**EXERCISE INSTRUCTIONS:** Make an exact copy of all the material below, apart from the pictures.

--- START SUPPLIED DATA ---

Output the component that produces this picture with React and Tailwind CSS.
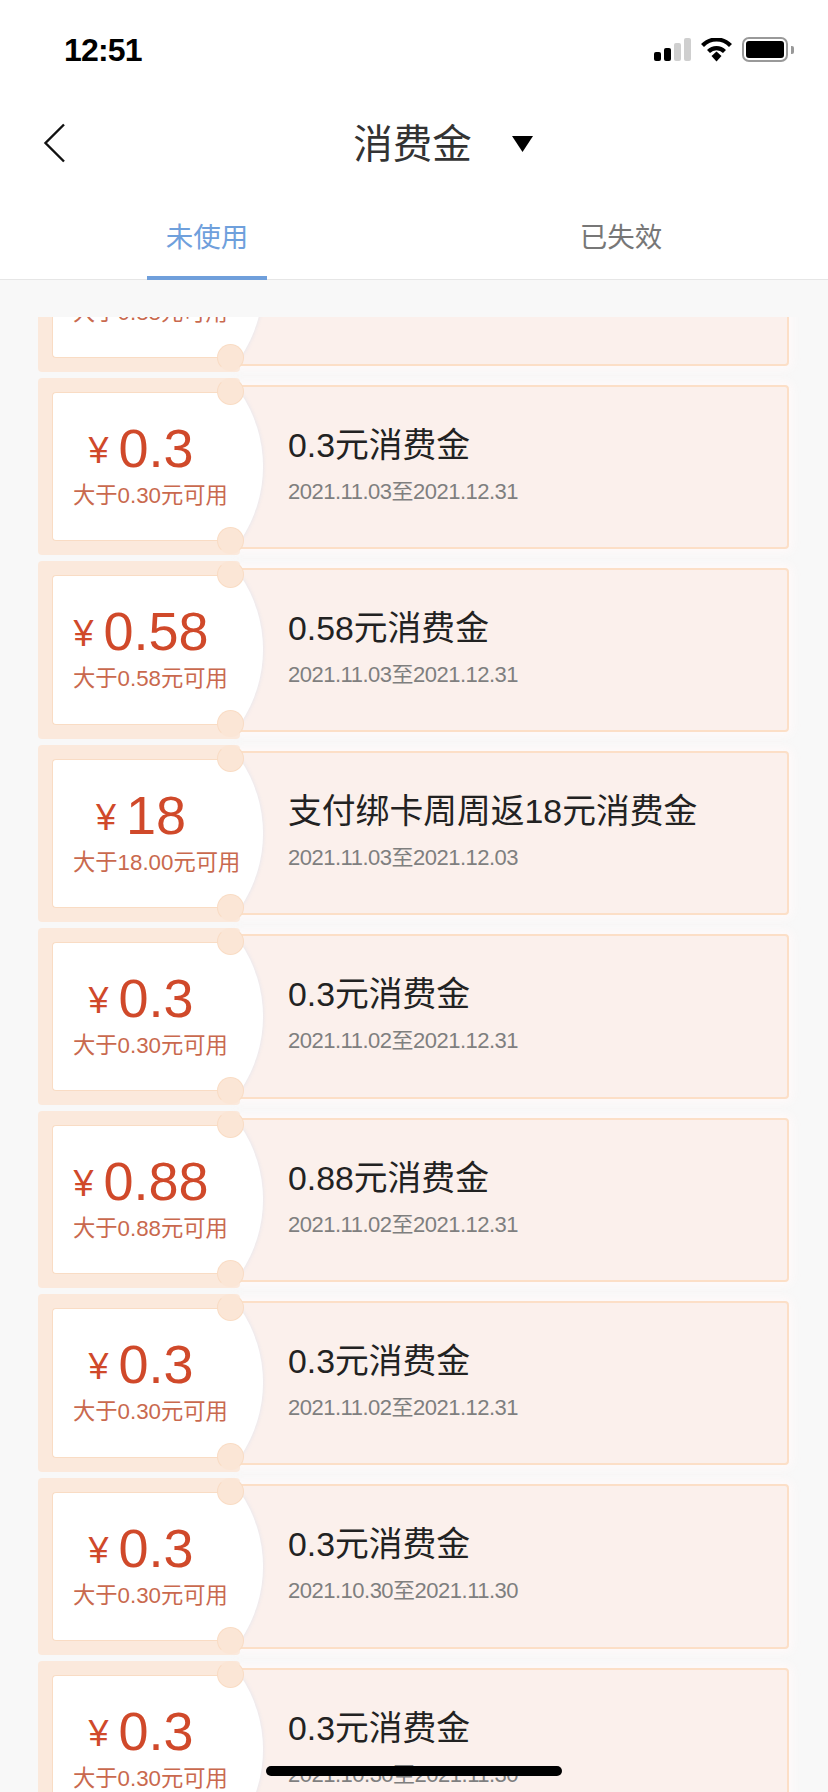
const SANS = "font-['Liberation_Sans','Noto_Sans_CJK_SC',sans-serif]";

const coupons = [
	{ amount: '0.88', min: '0.88', title: '0.88元消费金', date: '2021.11.03至2021.12.31' },
	{ amount: '0.3', min: '0.30', title: '0.3元消费金', date: '2021.11.03至2021.12.31' },
	{ amount: '0.58', min: '0.58', title: '0.58元消费金', date: '2021.11.03至2021.12.31' },
	{ amount: '18', min: '18.00', title: '支付绑卡周周返18元消费金', date: '2021.11.03至2021.12.03' },
	{ amount: '0.3', min: '0.30', title: '0.3元消费金', date: '2021.11.02至2021.12.31' },
	{ amount: '0.88', min: '0.88', title: '0.88元消费金', date: '2021.11.02至2021.12.31' },
	{ amount: '0.3', min: '0.30', title: '0.3元消费金', date: '2021.11.02至2021.12.31' },
	{ amount: '0.3', min: '0.30', title: '0.3元消费金', date: '2021.10.30至2021.11.30' },
	{ amount: '0.3', min: '0.30', title: '0.3元消费金', date: '2021.10.30至2021.11.30' },
]

function StatusBar() {
	return (
		<div className="h-[88px] flex items-start justify-between pt-[32px] pl-[64px] pr-[34px]">
			<span className="text-[32px] leading-[36px] font-bold tracking-[-0.8px] text-black">12:51</span>
			<div className="flex items-center gap-[10px] pt-[5px]">
				<svg width="37" height="24" viewBox="0 0 37 24">
					<rect x="0" y="14" width="7" height="9" rx="2" fill="#000" />
					<rect x="10" y="10" width="7" height="13" rx="2" fill="#000" />
					<rect x="20" y="5" width="7" height="18" rx="2" fill="#cfcfcf" />
					<rect x="30" y="0" width="7" height="23" rx="2" fill="#cfcfcf" />
				</svg>
				<svg width="31" height="24" viewBox="0 0 31 24">
					<path d="M1.5 7.5 C9.5 -0.5 21.5 -0.5 29.5 7.5" stroke="#000" strokeWidth="4.2" fill="none" />
					<path d="M7.5 13.5 C12 9 19 9 23.5 13.5" stroke="#000" strokeWidth="4.2" fill="none" />
					<path d="M10.5 18 L15.5 13.5 L20.5 18 L15.5 23.5 Z" fill="#000" />
				</svg>
				<div className="flex items-center gap-[3px]">
					<div className="w-[46px] h-[25px] rounded-[7px] border-2 border-[#999] p-[2px]">
						<div className="w-full h-full rounded-[3px] bg-black" />
					</div>
					<div className="w-[3px] h-[8px] rounded-r-[2px] bg-[#999]" />
				</div>
			</div>
		</div>
	)
}

function NavBar() {
	return (
		<div className="relative h-[92px] flex items-start justify-center">
			<svg className="absolute left-[43px] top-[35px]" width="23" height="40" viewBox="0 0 23 40">
				<path d="M21 1.5 L2.5 20 L21 38.5" stroke="#111" strokeWidth="2.4" fill="none" />
			</svg>
			<div className="flex items-center pl-[58px] mt-[33px]">
				<span className="text-[39.5px] leading-[46px] text-[#333]">消费金</span>
				<svg className="ml-[40px]" width="21" height="16" viewBox="0 0 21 16">
					<path d="M0 0 H21 L10.5 16 Z" fill="#000" />
				</svg>
			</div>
		</div>
	)
}

function Tabs() {
	return (
		<div className="relative flex h-[100px] border-b border-[#e6e6e6]">
			<div className="flex-1 flex justify-center">
				<div className="w-[120px] h-[100px] border-b-[4px] border-[#6f9fdb] text-center pt-[40px] text-[27.5px] leading-[36px] text-[#6fa0dc] -mb-[1px]">未使用</div>
			</div>
			<div className="flex-1 flex justify-center pt-[40px] text-[27.5px] leading-[36px] text-[#777]">已失效</div>
		</div>
	)
}

function Coupon({ amount, min, title, date }) {
	return (
		<div className="relative flex h-[177.3px] shrink-0">
			{/* left stub */}
			<div className="relative w-[202px] shrink-0 bg-[#fbe9dc] rounded-[4px] pl-[14px] py-[14px] z-30">
				<div className="h-full rounded-l-[4px] bg-white border-l border-y border-[#f9dcc4] pt-[35px]">
					<div className="w-[176px] h-[40px] flex items-center justify-center">
						<span className="text-[36px] leading-[40px] text-[#d0492a] mt-[6px] mr-[10px]">¥</span>
						<span className="text-[54px] leading-[40px] text-[#d0492a]">{amount}</span>
					</div>
					<div className="pl-[20px] mt-[15px] text-[22.3px] leading-[26px] text-[#c9694e] whitespace-nowrap">大于{min}元可用</div>
				</div>
			</div>
			{/* right panel */}
			<div className="flex-1 my-[6.5px] -ml-[4px] pl-[50px] pt-[36px] rounded-[4px] border-2 border-[#fcdfc7] bg-[#fbf0ec] shadow-[0_0_8px_4px_rgba(255,250,250,0.9)]">
				<div className="text-[33.8px] leading-[44px] text-[#222] whitespace-nowrap">{title}</div>
				<div className="mt-[12px] text-[22px] leading-[26px] tracking-[-0.5px] text-[#7f7f7f] whitespace-nowrap">{date}</div>
			</div>
			{/* scallop over the seam */}
			<svg className="absolute left-[190px] top-[12px] z-20 drop-shadow-[0_0_2px_rgba(190,210,240,0.4)]" width="40" height="153" viewBox="0 0 40 153">
				<path d="M0 2 H12 A132 132 0 0 1 12 151 H0 Z" fill="#fff" />
			</svg>
			<div className="absolute left-[179px] top-0 z-40 w-[27px] h-[27px] rounded-full bg-[#fbe6d6] border border-[#f9dcc4] border-t-transparent" />
			<div className="absolute left-[179px] top-[149px] z-40 w-[27px] h-[27px] rounded-full bg-[#fbe6d6] border border-[#f9dcc4] border-b-transparent" />
		</div>
	)
}

export default function App() {
	return (
		<div className={`${SANS} relative w-[828px] h-[1792px] overflow-hidden bg-[#f8f8f8] flex flex-col`}>
			<div className="bg-white shrink-0">
				<StatusBar />
				<NavBar />
				<Tabs />
			</div>
			<div className="mt-[37px] flex-1 overflow-hidden pl-[38px] pr-[39px]">
				<div className="-mt-[122.3px] flex flex-col gap-[6px]">
					{coupons.map((c, i) => (
						<Coupon key={i} {...c} />
					))}
				</div>
			</div>
			<div className="absolute left-[266px] top-[1766px] w-[296px] h-[10px] rounded-full bg-black z-50" />
		</div>
	)
}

--- END SUPPLIED DATA ---

**SOLUTION:**
Output the component that produces this picture with React and Tailwind CSS.
const SANS = "font-['Liberation_Sans','Noto_Sans_CJK_SC',sans-serif]";

const coupons = [
	{ amount: '0.88', min: '0.88', title: '0.88元消费金', date: '2021.11.03至2021.12.31' },
	{ amount: '0.3', min: '0.30', title: '0.3元消费金', date: '2021.11.03至2021.12.31' },
	{ amount: '0.58', min: '0.58', title: '0.58元消费金', date: '2021.11.03至2021.12.31' },
	{ amount: '18', min: '18.00', title: '支付绑卡周周返18元消费金', date: '2021.11.03至2021.12.03' },
	{ amount: '0.3', min: '0.30', title: '0.3元消费金', date: '2021.11.02至2021.12.31' },
	{ amount: '0.88', min: '0.88', title: '0.88元消费金', date: '2021.11.02至2021.12.31' },
	{ amount: '0.3', min: '0.30', title: '0.3元消费金', date: '2021.11.02至2021.12.31' },
	{ amount: '0.3', min: '0.30', title: '0.3元消费金', date: '2021.10.30至2021.11.30' },
	{ amount: '0.3', min: '0.30', title: '0.3元消费金', date: '2021.10.30至2021.11.30' },
]

function StatusBar() {
	return (
		<div className="h-[88px] flex items-start justify-between pt-[32px] pl-[64px] pr-[34px]">
			<span className="text-[32px] leading-[36px] font-bold tracking-[-0.8px] text-black">12:51</span>
			<div className="flex items-center gap-[10px] pt-[5px]">
				<svg width="37" height="24" viewBox="0 0 37 24">
					<rect x="0" y="14" width="7" height="9" rx="2" fill="#000" />
					<rect x="10" y="10" width="7" height="13" rx="2" fill="#000" />
					<rect x="20" y="5" width="7" height="18" rx="2" fill="#cfcfcf" />
					<rect x="30" y="0" width="7" height="23" rx="2" fill="#cfcfcf" />
				</svg>
				<svg width="31" height="24" viewBox="0 0 31 24">
					<path d="M1.5 7.5 C9.5 -0.5 21.5 -0.5 29.5 7.5" stroke="#000" strokeWidth="4.2" fill="none" />
					<path d="M7.5 13.5 C12 9 19 9 23.5 13.5" stroke="#000" strokeWidth="4.2" fill="none" />
					<path d="M10.5 18 L15.5 13.5 L20.5 18 L15.5 23.5 Z" fill="#000" />
				</svg>
				<div className="flex items-center gap-[3px]">
					<div className="w-[46px] h-[25px] rounded-[7px] border-2 border-[#999] p-[2px]">
						<div className="w-full h-full rounded-[3px] bg-black" />
					</div>
					<div className="w-[3px] h-[8px] rounded-r-[2px] bg-[#999]" />
				</div>
			</div>
		</div>
	)
}

function NavBar() {
	return (
		<div className="relative h-[92px] flex items-start justify-center">
			<svg className="absolute left-[43px] top-[35px]" width="23" height="40" viewBox="0 0 23 40">
				<path d="M21 1.5 L2.5 20 L21 38.5" stroke="#111" strokeWidth="2.4" fill="none" />
			</svg>
			<div className="flex items-center pl-[58px] mt-[33px]">
				<span className="text-[39.5px] leading-[46px] text-[#333]">消费金</span>
				<svg className="ml-[40px]" width="21" height="16" viewBox="0 0 21 16">
					<path d="M0 0 H21 L10.5 16 Z" fill="#000" />
				</svg>
			</div>
		</div>
	)
}

function Tabs() {
	return (
		<div className="relative flex h-[100px] border-b border-[#e6e6e6]">
			<div className="flex-1 flex justify-center">
				<div className="w-[120px] h-[100px] border-b-[4px] border-[#6f9fdb] text-center pt-[40px] text-[27.5px] leading-[36px] text-[#6fa0dc] -mb-[1px]">未使用</div>
			</div>
			<div className="flex-1 flex justify-center pt-[40px] text-[27.5px] leading-[36px] text-[#777]">已失效</div>
		</div>
	)
}

function Coupon({ amount, min, title, date }) {
	return (
		<div className="relative flex h-[177.3px] shrink-0">
			{/* left stub */}
			<div className="relative w-[202px] shrink-0 bg-[#fbe9dc] rounded-[4px] pl-[14px] py-[14px] z-30">
				<div className="h-full rounded-l-[4px] bg-white border-l border-y border-[#f9dcc4] pt-[35px]">
					<div className="w-[176px] h-[40px] flex items-center justify-center">
						<span className="text-[36px] leading-[40px] text-[#d0492a] mt-[6px] mr-[10px]">¥</span>
						<span className="text-[54px] leading-[40px] text-[#d0492a]">{amount}</span>
					</div>
					<div className="pl-[20px] mt-[15px] text-[22.3px] leading-[26px] text-[#c9694e] whitespace-nowrap">大于{min}元可用</div>
				</div>
			</div>
			{/* right panel */}
			<div className="flex-1 my-[6.5px] -ml-[4px] pl-[50px] pt-[36px] rounded-[4px] border-2 border-[#fcdfc7] bg-[#fbf0ec] shadow-[0_0_8px_4px_rgba(255,250,250,0.9)]">
				<div className="text-[33.8px] leading-[44px] text-[#222] whitespace-nowrap">{title}</div>
				<div className="mt-[12px] text-[22px] leading-[26px] tracking-[-0.5px] text-[#7f7f7f] whitespace-nowrap">{date}</div>
			</div>
			{/* scallop over the seam */}
			<svg className="absolute left-[190px] top-[12px] z-20 drop-shadow-[0_0_2px_rgba(190,210,240,0.4)]" width="40" height="153" viewBox="0 0 40 153">
				<path d="M0 2 H12 A132 132 0 0 1 12 151 H0 Z" fill="#fff" />
			</svg>
			<div className="absolute left-[179px] top-0 z-40 w-[27px] h-[27px] rounded-full bg-[#fbe6d6] border border-[#f9dcc4] border-t-transparent" />
			<div className="absolute left-[179px] top-[149px] z-40 w-[27px] h-[27px] rounded-full bg-[#fbe6d6] border border-[#f9dcc4] border-b-transparent" />
		</div>
	)
}

export default function App() {
	return (
		<div className={`${SANS} relative w-[828px] h-[1792px] overflow-hidden bg-[#f8f8f8] flex flex-col`}>
			<div className="bg-white shrink-0">
				<StatusBar />
				<NavBar />
				<Tabs />
			</div>
			<div className="mt-[37px] flex-1 overflow-hidden pl-[38px] pr-[39px]">
				<div className="-mt-[122.3px] flex flex-col gap-[6px]">
					{coupons.map((c, i) => (
						<Coupon key={i} {...c} />
					))}
				</div>
			</div>
			<div className="absolute left-[266px] top-[1766px] w-[296px] h-[10px] rounded-full bg-black z-50" />
		</div>
	)
}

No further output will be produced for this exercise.